- Born: 松山 忠三 (Matsuyama Chūzō) 1880 Aomori, Japan
- Died: 1 January 1954 (aged 74)
- Education: Chelsea School of Art
- Known for: Painting, watercolour

= Ryuson Chuzo Matsuyama =

Japanese watercolour landscape artist

Ryuson Chuzo Matsuyama (松山 忠三, Matsuyama Chūzō) was a Japanese watercolour landscape artist who worked in England during the first half of the 20th century.

==Biography==
Ryuson Chuzo Matsuyama was born in Aomori, Japan in 1880. Around 1911, he travelled to England to develop his skill as an artist in watercolour, becoming a member of a significant group of Japanese artists working in London in the years preceding and after World War I. He was a contemporary of fellow expatriate artists Urushibara Mokuchu, Yoshio Markino and Kurihara Chuji. In October 1914, he married Mabel Davies in Chelsea. During the war, he worked with the British Red Cross in providing support and entertainment for wounded soldiers in art and lacquerwork and, later, in displays of Judo and Kendo, firstly at Kitchener House in Hyde Park and subsequently at Richmond House, Surrey, earning a British Red Cross Society Commendation.
Unlike the majority of the Japanese community, who returned home as a result of anti-Japanese feeling during the Second Sino-Japanese War and World War II, Matsuyama appears to have remained in Britain, becoming a naturalised British Citizen in 1947.

==Art==
Like the painter Sato Takezou, Matsuyama studied at the Chelsea School of Art, while also working as a decorative painter, restorer and lacquer repairer. He exhibited his watercolours widely within the Japanese community, including at the Japanese Club in Cavendish Square, as noted in the London newspaper of the Japanese community, the Nichiei Shinshi. He was also, however, an active and successful member of the British art world, exhibiting from 1916 at the Royal Academy, as well as at the Royal Scottish Academy, with the National Portrait Society and regional art galleries. He was a member of the Holborn artists’ society and was elected an Associate of the British Watercolour Society – an honour he was asked to resign in 1947, in the aftermath of World War II.

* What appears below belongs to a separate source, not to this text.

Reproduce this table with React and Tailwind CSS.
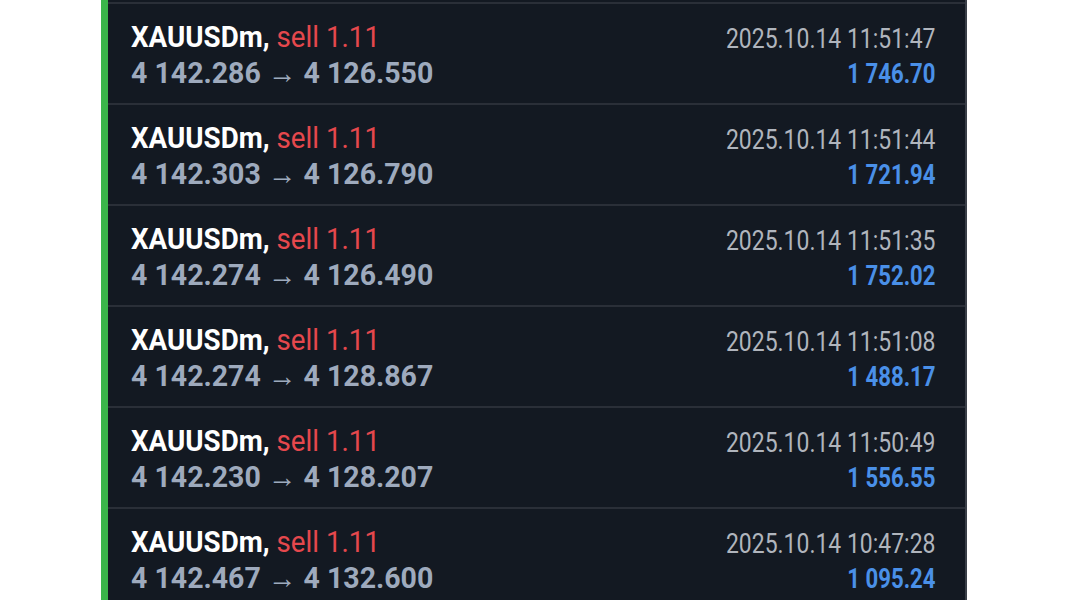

Matsuyama’s subject matter ranged from floral still lifes and interiors to delicate representations of the English countryside, often carefully annotated with date and location. He was best known as a landscapist, painting scenes of London and Surrey, particularly the area around his home in Holmwood near Dorking, but also undertook picturesque painting tours to Cornwall, North Wales and the Lake District. However, he appears never to have been able to devote his life entirely to painting, earning a living as a decorative painter in country houses, and, from 1926, working full time as a theatrical and scene painter in London's West End.

A major exhibition of his work was held in 1987 by J Collins & Son of Bideford, with catalogue notes provided in association with one of Matsuyama’s sons.